My duct-taped Graal runs show that Graal seems to eliminate both instances and associated barriers on x86: disassembly shows no barriers, and performance is 10x faster in actor methods — but, alas, we cannot run it on POWER yet. But we certainly would not like to throw compilers under the bus and say this is forbidden.
This actually means that volatiles and fences are not easily interchangeable. Volatiles are weaker than fences when it comes to reorderings. Fences are weaker than volatiles when you need to gain high-level properties like sequential consistency, unless you put fullFence -s everywhere.
|
4.6. Wishful Thinking: Mismatched Ops Are Okay
From the example above it can also be understood that releasing on one variable, and acquiring on another is not guaranteed to bring memory effects:
@JCStressTest
@State
public class YourVolatilesWillCallMyVolatiles {
int x, y;
volatile int see;
static volatile int BARRIER;
@Actor
void thread1() {
x = 1;
see = 1; // release on $see
y = 1;
}
@Actor
void thread2(IntResult3 r) {
r.r1 = y;
r.r3 = BARRIER; // acquire on $BARRIER
r.r2 = x;
}
}
The outcome 1, 0
is allowed here. BARRIER
is not really a barrier! Some VM implementations would still emit the same-looking barriers on both accesses, and thus accidentally provide the desired semantics, but this is not a language guarantee.

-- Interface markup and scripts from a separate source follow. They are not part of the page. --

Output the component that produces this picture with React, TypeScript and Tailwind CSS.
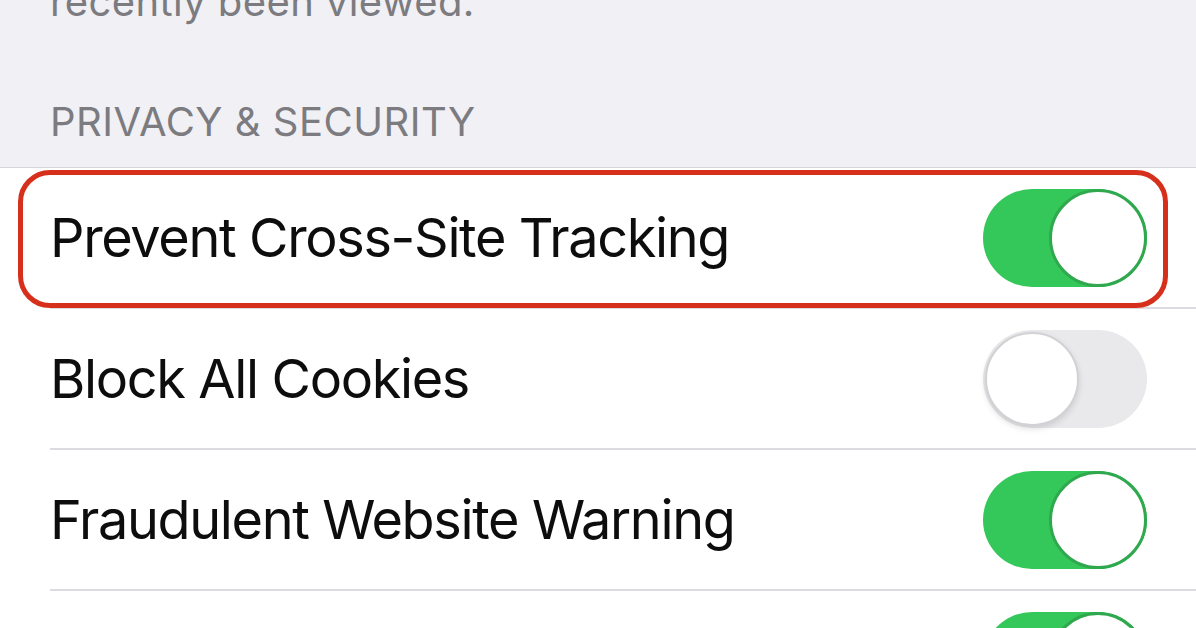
const font = { fontFamily: "Inter, 'Noto Sans', sans-serif" };

function Toggle({ on }: { on: boolean }) {
  if (on) {
    return (
      <div className="relative w-[164px] h-[98px] shrink-0 rounded-full bg-[#34c759]">
        <div className="absolute right-0 top-0 w-[98px] h-[98px] rounded-full bg-white border-[3px] border-[#2fa84e]" />
      </div>
    );
  }
  return (
    <div className="relative w-[164px] h-[98px] shrink-0 rounded-full bg-[#e9e9eb]">
      <div className="absolute left-[2px] top-[2px] w-[94px] h-[94px] rounded-full bg-white border-2 border-[#d2d2d6] shadow-[0_3px_6px_rgba(0,0,0,0.12)]" />
    </div>
  );
}

function Row({ label, on, highlight }: { label?: string; on: boolean; highlight?: boolean }) {
  return (
    <div className="relative pl-[50px]">
      <div className="flex items-center justify-between h-[141px] pr-[49px] border-b-[2px] border-[#dcdce0]">
        <span className="text-[54px] leading-none whitespace-nowrap text-[#0d0d0d] tracking-[-1.35px]">{label}</span>
        <Toggle on={on} />
      </div>
      {highlight && (
        <div className="absolute left-[18px] top-[2px] w-[1150px] h-[138px] rounded-[32px] border-[5px] border-[#d6301c]" />
      )}
    </div>
  );
}

export default function App() {
  return (
    <div className="w-[1196px] h-[628px] overflow-hidden bg-white" style={font}>
      <div className="h-[168px] bg-[#f1f0f5] px-[50px] border-b border-[#d6d6da] overflow-hidden">
        <p className="mt-[-18px] text-[40px] leading-none text-[#7b7b80] tracking-[0.4px]">recently been viewed.</p>
        <p className="mt-[80px] text-[40px] leading-none text-[#7b7b80] tracking-[0.5px]">PRIVACY &amp; SECURITY</p>
      </div>
      <Row label="Prevent Cross-Site Tracking" on highlight />
      <Row label="Block All Cookies" on={false} />
      <Row label="Fraudulent Website Warning" on />
      <Row on />
    </div>
  );
}
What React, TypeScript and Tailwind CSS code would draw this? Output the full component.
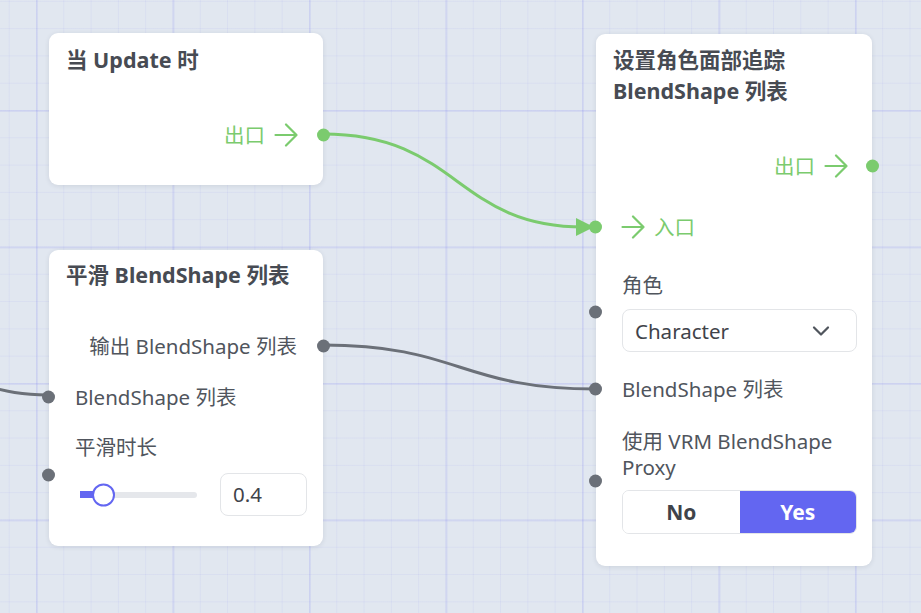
import { ChevronDown } from "lucide-react";

const GREEN = "#7bcb6e";

function Arrow() {
  return (
    <svg width="24" height="24" viewBox="0 0 24 24" fill="none" stroke={GREEN} strokeWidth="2.2" strokeLinecap="round" strokeLinejoin="round">
      <path d="M1.5 12h21M12 1.5l10.5 10.5L12 22.5" />
    </svg>
  );
}

function Handle({ side, tone }: { side: "left" | "right"; tone: "green" | "gray" }) {
  return (
    <span
      className={`absolute top-1/2 h-[13px] w-[13px] -translate-y-1/2 rounded-full ${
        side === "left" ? "left-[-7px]" : "right-[-7px]"
      } ${tone === "green" ? "bg-[#7bcb6e]" : "bg-[#6b7078]"}`}
    />
  );
}

function Node({
  left,
  top,
  width,
  height,
  children,
}: {
  left: string;
  top: string;
  width: string;
  height: string;
  children: React.ReactNode;
}) {
  return (
    <div
      className={`absolute ${left} ${top} ${width} ${height} flex flex-col rounded-[9px] bg-white shadow-[0_1px_5px_rgba(30,41,59,0.10)]`}
    >
      {children}
    </div>
  );
}

export default function App() {
  return (
    <div className="relative h-[613px] w-[921px] overflow-hidden bg-[#e1e7f0] font-['Noto_Sans','Noto_Sans_CJK_SC',sans-serif] text-[#50555d] [background-image:linear-gradient(to_right,rgba(120,125,240,0.13)_0_2px,transparent_2px),linear-gradient(to_bottom,rgba(120,125,240,0.13)_0_2px,transparent_2px),linear-gradient(to_right,rgba(120,125,240,0.08)_0_1px,transparent_1px),linear-gradient(to_bottom,rgba(120,125,240,0.08)_0_1px,transparent_1px)] [background-position:36px_110px,36px_110px,36px_110px,36px_110px] [background-size:136.5px_136.5px,136.5px_136.5px,27.3px_27.3px,27.3px_27.3px]">
      {/* edges */}
      <svg className="absolute inset-0" width="921" height="613" viewBox="0 0 921 613" fill="none">
        <path d="M323 134 C 459 134, 455 227, 584 227" stroke={GREEN} strokeWidth="3" />
        <path d="M576 218 L594 227 L576 236 Z" fill={GREEN} />
        <path d="M323 345 C 459 345, 460 389, 596 389" stroke="#6b7078" strokeWidth="3" />
        <path d="M-80 378 C -10 378, -10 395, 48 395" stroke="#6b7078" strokeWidth="3" />
      </svg>

      {/* 当 Update 时 */}
      <Node left="left-[49px]" top="top-[33px]" width="w-[274px]" height="h-[152px]">
        <h3 className="px-[17px] pt-[11px] text-[21.5px] font-bold leading-[31px] text-[#474b53]">当 Update 时</h3>
        <div className="relative mt-[46px] flex h-[28px] items-center justify-end gap-[9px] pr-[25px] text-[20.5px] text-[#7bcb6e]">
          <span>出口</span>
          <Arrow />
          <Handle side="right" tone="green" />
        </div>
      </Node>

      {/* 平滑 BlendShape 列表 */}
      <Node left="left-[49px]" top="top-[250px]" width="w-[274px]" height="h-[296px]">
        <h3 className="px-[17px] pt-[9px] text-[21.5px] font-bold leading-[31px] text-[#474b53]">平滑 BlendShape 列表</h3>
        <div className="relative mt-[42px] flex h-[28px] items-center justify-end pr-[26px] text-[20.5px]">
          <span>输出 BlendShape 列表</span>
          <Handle side="right" tone="gray" />
        </div>
        <div className="relative mt-[23px] flex h-[28px] items-center pl-[26px] text-[20.5px]">
          <span>BlendShape 列表</span>
          <Handle side="left" tone="gray" />
        </div>
        <div className="relative mt-[22px] flex flex-col pl-[26px] pr-[16px]">
          <span className="h-[28px] text-[20.5px] leading-[28px]">平滑时长</span>
          <div className="mt-[12px] flex h-[43px] items-center justify-between">
            <div className="relative ml-[5px] h-[6px] w-[117px] rounded-full bg-[#e5e7eb]">
              <div className="absolute left-0 top-[-0.5px] h-[7px] w-[23px] bg-[#6366f1]" />
              <div className="absolute left-[12px] top-1/2 h-[23px] w-[23px] -translate-y-1/2 rounded-full border-[2.5px] border-[#6366f1] bg-white" />
            </div>
            <div className="flex h-[43px] w-[87px] items-center rounded-[8px] border border-[#e3e5e8] pl-[12px] text-[20.5px] text-[#3f434a]">
              0.4
            </div>
          </div>
          <Handle side="left" tone="gray" />
        </div>
      </Node>

      {/* 设置角色面部追踪 BlendShape 列表 */}
      <Node left="left-[596px]" top="top-[34px]" width="w-[276px]" height="h-[532px]">
        <h3 className="px-[17px] pt-[10px] text-[21.5px] font-bold leading-[31px] text-[#474b53]">
          设置角色面部追踪
          <br />
          BlendShape 列表
        </h3>
        <div className="relative mt-[46px] flex h-[28px] items-center justify-end gap-[9px] pr-[24px] text-[20.5px] text-[#7bcb6e]">
          <span>出口</span>
          <Arrow />
          <Handle side="right" tone="green" />
        </div>
        <div className="relative mt-[33px] flex h-[28px] items-center gap-[9px] pl-[25px] text-[20.5px] text-[#7bcb6e]">
          <Arrow />
          <span>入口</span>
          <Handle side="left" tone="green" />
        </div>
        <div className="relative mt-[30px] flex flex-col pl-[26px] pr-[15px]">
          <span className="h-[28px] text-[20.5px] leading-[28px]">角色</span>
          <div className="mt-[10px] flex h-[43px] items-center justify-between rounded-[8px] border border-[#e3e5e8] pl-[12px] pr-[21px] text-[20.5px] text-[#3f434a]">
            <span className="pt-[2px]">Character</span>
            <ChevronDown size={28} strokeWidth={1.9} className="text-[#50555d]" />
          </div>
          <Handle side="left" tone="gray" />
        </div>
        <div className="relative mt-[23px] flex h-[28px] items-center pl-[26px] text-[20.5px]">
          <span>BlendShape 列表</span>
          <Handle side="left" tone="gray" />
        </div>
        <div className="relative mt-[25px] flex flex-col pl-[26px] pr-[15px]">
          <span className="text-[20.5px] leading-[26px]">
            使用 VRM BlendShape
            <br />
            Proxy
          </span>
          <div className="mt-[10px] flex h-[44px] overflow-hidden rounded-[7px] border border-[#e3e5e8] text-[21px] font-bold">
            <div className="flex flex-1 items-center justify-center bg-white pt-[2px] text-[#3f434a]">No</div>
            <div className="flex flex-1 items-center justify-center bg-[#6366f1] pt-[2px] text-white">Yes</div>
          </div>
          <Handle side="left" tone="gray" />
        </div>
      </Node>
    </div>
  );
}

If you see a code like this in the JDK Class Library, it does not mean you can use this approach without remorse. The Class Library sometimes makes assumptions about the exact JVM it is running on to bring the memory consistency guarantees to JDK users. It is very fragile to use the same code in 3rd party libraries. |
4.7. Wishful Thinking: final
-s Are Replaceable With volatile
-s
Let’s put a final
nail into the volatile
-as-barrier coffin. Imagine you have a class with a volatile
field initialized in constructor. Suppose you publish the instance of this class via a race. Are you guaranteed to see the set value? E.g.:
@JCStressTest
@State
public class VolatileMeansEverythingIsFine {
static class C {
volatile int x;
C() { x = 42; }
}
C c;
@Actor
void thread1() {
c = new C();
}
@Actor
void thread2(IntResult1 r) {
C c = this.c;
r.r1 = (c == null) ? -1 : c.x;
}
}
…is outcome 0
plausible here? "But volatile
-s are so strong!" — one could say. "But barriers there are so strong!" — somebody else could say. "Who cares about barriers, when causality prevents this!" — others would say.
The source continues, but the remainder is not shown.